Par Nathalie Janson, économiste & enseignant-chercheur du Département Economie, Culture et Affaires Internationales de NEOMA Business School et spécialiste de la politique monétaire et du système bancaire européen.

Il y a quelques jours, est tombée la nouvelle concernant la taxation des comptes courants au-delà de 100 000€ décidée par une banque coopérative allemande - la Raiffensenbank Gmumd am Tegernsee - a quelque peu ému.
En France, où la politique du « ni ni » - ni rémunération des comptes, ni paiement des chèques - a prévalu jusqu’à une période récente, le sujet reste délicat. Dans ce contexte de taux d’intérêt négatifs qui semblent s’être installés pour une période prolongée, au moins jusqu’en 2018, il est évident que la question de la profitabilité des banques se pose. Mais le maintien de cette profitabilité passe-t-il nécessairement par l’application d’une rémunération négative à l’image de ce que la BCE pratique envers les réserves excédentaires des banques ?


La décision prise par la banque coopérative allemande est-elle le pendant du taux négatif que la BCE applique aux dépôts des banques ?

Il n’y a pas de lien opérationnel entre le taux de  dépôts de la BCE et le taux de rémunération des comptes de particuliers. En effet, le taux appliqué par la BCE sur les réserves excédentaires des banques est un instrument de politique monétaire alors que le taux d’intérêt des comptes courants rémunère une ressource. Les réserves des banques commerciales auprès de la banque centrale n’ont pas toujours été rémunérées. Par exemple, jusqu’à la crise de 2007, la Fed ne rémunérait pas les réserves laissées en dépôt par les banques commerciales. Cette absence de rémunération dans un contexte de taux positif était considérée comme une taxe implicite sur les réserves excédentaires. Les banques commerciales américaines avaient pour habitude d’avoir des réserves excédentaires proches de zéro, leur préférant des actifs très liquides - appelés réserves secondaires - comme le bon du Trésor. Cette pratique explique d’ailleurs la forte dépendance des banques américaines au marché monétaire. La rémunération des réserves excédentaires par la BCE permet de rééquilibrer l’arbitrage entre maintien de réserves et détention d’actifs très liquides pour faire face aux imprévus - réserves de précaution. De cette façon la BCE diminue le risque d’illiquidité auquel les banques commerciales peuvent faire face notamment durant les périodes de maintenance des réserves obligatoires.

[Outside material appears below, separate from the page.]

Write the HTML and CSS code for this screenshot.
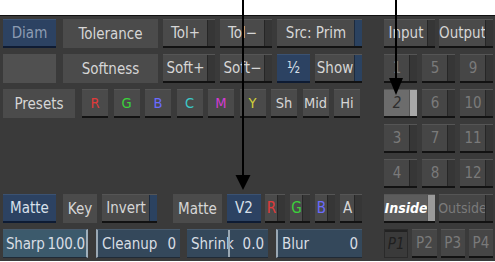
FILE: index.html
```html
<!DOCTYPE html>
<html>
<head>
<meta charset="utf-8">
<link rel="stylesheet" href="styles.css">
</head>
<body>
<div class="screen">
  <div class="topstrip"></div>
  <div class="panel">
    <div class="left">
      <div class="row">
        <div class="b blue dim w53">Diam</div>
        <div class="b flat w95 ml7">Tolerance</div>
        <div class="b raised tab w52 ml5">Tol+</div>
        <div class="b raised tab w52 ml5">Tol−</div>
        <div class="b raised tab bluetab w85 ml5">Src: Prim</div>
      </div>
      <div class="row">
        <div class="b blank w53"></div>
        <div class="b flat w95 ml7">Softness</div>
        <div class="b raised tab w52 ml5">Soft+</div>
        <div class="b raised tab w52 ml5">Soft−</div>
        <div class="b blue w33 ml5">½</div>
        <div class="b raised tab bluetab w47 ml5">Show</div>
      </div>
      <div class="row presets">
        <div class="b flat w72">Presets</div>
        <div class="b raised sq c-r">R</div>
        <div class="b raised sq c-g">G</div>
        <div class="b raised sq c-b">B</div>
        <div class="b raised sq c-c">C</div>
        <div class="b raised sq c-m">M</div>
        <div class="b raised sq c-y">Y</div>
        <div class="b raised sq">Sh</div>
        <div class="b raised sq">Mid</div>
        <div class="b raised sq">Hi</div>
      </div>
      <div class="row"></div>
      <div class="row"></div>
      <div class="row">
        <div class="b blue w53">Matte</div>
        <div class="b flat w34 ml7">Key</div>
        <div class="b raised tab bluetab w55 ml5">Invert</div>
        <div class="b flat w49 ml16">Matte</div>
        <div class="b blue w34 ml5">V2</div>
        <div class="b raised tab w20 ml4 c-r">R</div>
        <div class="b raised tab w20 ml5 c-g">G</div>
        <div class="b raised tab w20 ml5 c-b">B</div>
        <div class="b raised tab w22 ml5">A</div>
      </div>
      <div class="row">
        <div class="f sharp w85"><span>Sharp</span><span>100.0</span></div>
        <div class="f lline w84 ml8"><span>Cleanup</span><span>0</span></div>
        <div class="f w81 ml7 shrink"><span>Shrink</span><span>0.0</span></div>
        <div class="f lline w86 ml8"><span>Blur</span><span>0</span></div>
      </div>
    </div>
    <div class="right">
      <div class="two">
        <div class="b raised tab">Input</div>
        <div class="b raised tab">Output</div>
      </div>
      <div class="three">
        <div class="b raised tab num">1</div>
        <div class="b raised tab num">5</div>
        <div class="b raised tab num">9</div>
      </div>
      <div class="three">
        <div class="b raised tab num sel">2</div>
        <div class="b raised tab num">6</div>
        <div class="b raised tab num">10</div>
      </div>
      <div class="three">
        <div class="b raised tab num">3</div>
        <div class="b raised tab num">7</div>
        <div class="b raised tab num">11</div>
      </div>
      <div class="three">
        <div class="b raised tab num">4</div>
        <div class="b raised tab num">8</div>
        <div class="b raised tab num">12</div>
      </div>
      <div class="two">
        <div class="b raised tab inside">Inside</div>
        <div class="b raised tab num small">Outside</div>
      </div>
      <div class="four">
        <div class="b pone">P1</div>
        <div class="b raised num">P2</div>
        <div class="b raised num">P3</div>
        <div class="b raised num">P4</div>
      </div>
    </div>
  </div>
  <svg class="arrows" width="495" height="262" viewBox="0 0 495 262">
    <line x1="243" y1="0" x2="243" y2="177" stroke="#000" stroke-width="2"/>
    <polygon points="235.5,175 250.5,175 243,190" fill="#000"/>
    <line x1="396" y1="0" x2="396" y2="80" stroke="#000" stroke-width="2"/>
    <polygon points="389,78 403,78 396,95" fill="#000"/>
  </svg>
</div>
</body>
</html>
```
FILE: styles.css
```css
html, body {
  margin: 0;
  padding: 0;
  background: #fff;
}
.screen {
  position: relative;
  width: 495px;
  height: 262px;
  overflow: hidden;
  font-family: "DejaVu Sans Condensed", "DejaVu Sans", sans-serif;
  font-size: 15px;
}
.topstrip {
  height: 15px;
  background: #fff;
}
.panel {
  height: 246px;
  background: #3a3a3a;
  border-top: 1px solid #111;
  display: flex;
  padding-top: 3px;
  box-sizing: border-box;
}
.left {
  width: 366px;
  padding-left: 3px;
  display: grid;
  grid-template-rows: repeat(7, 29px);
  row-gap: 6px;
}
.right {
  margin-left: 15px;
  width: 109px;
  display: grid;
  grid-template-rows: repeat(7, 29px);
  row-gap: 6px;
}
.row {
  display: flex;
  align-items: stretch;
}
.presets { gap: 5.5px; }
.presets .w72 { margin-right: 1.5px; }
.two {
  display: grid;
  grid-template-columns: 51px 54px;
  column-gap: 4px;
}
.three {
  display: grid;
  grid-template-columns: repeat(3, 1fr);
  column-gap: 5px;
}
.four {
  display: grid;
  grid-template-columns: repeat(4, 1fr);
  column-gap: 4px;
}
.b {
  position: relative;
  display: flex;
  align-items: center;
  justify-content: center;
  box-sizing: border-box;
  color: #d6d6d6;
  white-space: nowrap;
}
.flat { background: #4b4b4b; }
.blank { background: #505050; }
.raised {
  background: #4a4a4a;
  border-top: 1px solid #555;
  box-shadow: 0 2px 0 #121212;
  height: 27px;
}
.tab { padding-right: 7px; }
.tab::after {
  content: "";
  position: absolute;
  right: 0;
  top: 0;
  bottom: 0;
  width: 7px;
  background: #363636;
  border-left: 1px solid #262626;
}
.bluetab::after {
  background: #2b4260;
  border-left: 1px solid #1c2a3e;
}
.blue {
  background: #2c4262;
  border-top: 1px solid #3b5272;
  border-bottom: 2px solid #0e1b33;
  color: #d8e0ea;
}
.dim { color: #8d9cb2; }
.sq { width: 26px; padding: 0; font-size: 14.5px; }
.c-r { color: #e03a3a; }
.c-g { color: #3bd23b; }
.c-b { color: #6b6bff; }
.c-c { color: #3cc8c8; }
.c-m { color: #d23cd2; }
.c-y { color: #d0d03a; }
.num { color: #7a7a7a; background: #464646; }
.small { font-size: 14px; }
.sel { background: #6c6c6c; color: #2e2e2e; font-style: italic; }
.sel::after { background: #a8a8a8; border-left: 1px solid #555; }
.inside {
  background: #5c5c5c;
  color: #fff;
  font-style: italic;
  font-weight: bold;
  font-size: 14px;
}
.inside::after { background: #9a9a9a; border-left: 1px solid #555; }
.pone {
  background: #3a3a3a;
  border: 1px solid #2a2a2a;
  box-shadow: inset 0 2px 0 #222;
  color: #1f1f1f;
  font-style: italic;
}
.f {
  position: relative;
  display: flex;
  align-items: center;
  justify-content: space-between;
  padding: 0 4px 0 4px;
  box-sizing: border-box;
  background: #34485b;
  border-top: 1px solid #485a6c;
  border-bottom: 1px solid #1f2a36;
  color: #d8dde4;
}
.sharp {
  background: #3c5a6c;
  border-right: 2px solid #9fb0bc;
  padding: 0 1px 0 3px;
  letter-spacing: -0.2px;
}
.lline { border-left: 2px solid #9aa8b4; }
.shrink::before {
  content: "";
  position: absolute;
  left: 41px;
  top: 0;
  bottom: 0;
  width: 2px;
  background: #9aa8b4;
}
.w20 { width: 20px; }
.w22 { width: 22px; }
.w33 { width: 33px; }
.w34 { width: 34px; }
.w47 { width: 47px; }
.w49 { width: 49px; }
.w52 { width: 52px; }
.w53 { width: 53px; }
.w55 { width: 55px; }
.w72 { width: 72px; }
.w81 { width: 81px; }
.w84 { width: 84px; }
.w85 { width: 85px; }
.w86 { width: 86px; }
.w95 { width: 95px; }
.ml4 { margin-left: 4px; }
.ml5 { margin-left: 5px; }
.ml7 { margin-left: 7px; }
.ml8 { margin-left: 8px; }
.ml16 { margin-left: 16px; }
.arrows {
  position: absolute;
  left: 0;
  top: 0;
  pointer-events: none;
}
```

Les dépôts des particuliers sont des ressources pour les banques commerciales

Ainsi, les dépôts des banques commerciales auprès de la BCE ne constituent en aucun cas une ressource pour la banque centrale, contrairement aux dépôts des particuliers pour les mêmes banques commerciales. La décision de la BCE d’imposer un taux négatif sur les réserves excédentaires s’explique par la volonté de favoriser la distribution de crédit dans un environnement de taux d’intérêt proche de zéro - désormais égal à 0 -  décourageant ainsi la détention de telles réserves. Par contre, ce contexte particulier ne change en rien le fait que les dépôts des particuliers constituent une ressource pour les banques et qu’à ce titre, il est logique de les rémunérer explicitement, la rémunération des comptes courants, ou implicitement, gestion gratuite des services bancaires comme cela a été longtemps le cas en France avec la gratuité des frais de tenue de compte et du traitement des chèques. De ce point de vue, il est vrai que la décision de la banque allemande est surprenante d’autant plus que d’un point de vue marketing ce n’est pas la meilleure stratégie pour attirer de nouveaux clients. Néanmoins elle révèle un problème de fond : l’environnement de taux négatif ne condamne-t-elle pas l’activité bancaire traditionnelle ?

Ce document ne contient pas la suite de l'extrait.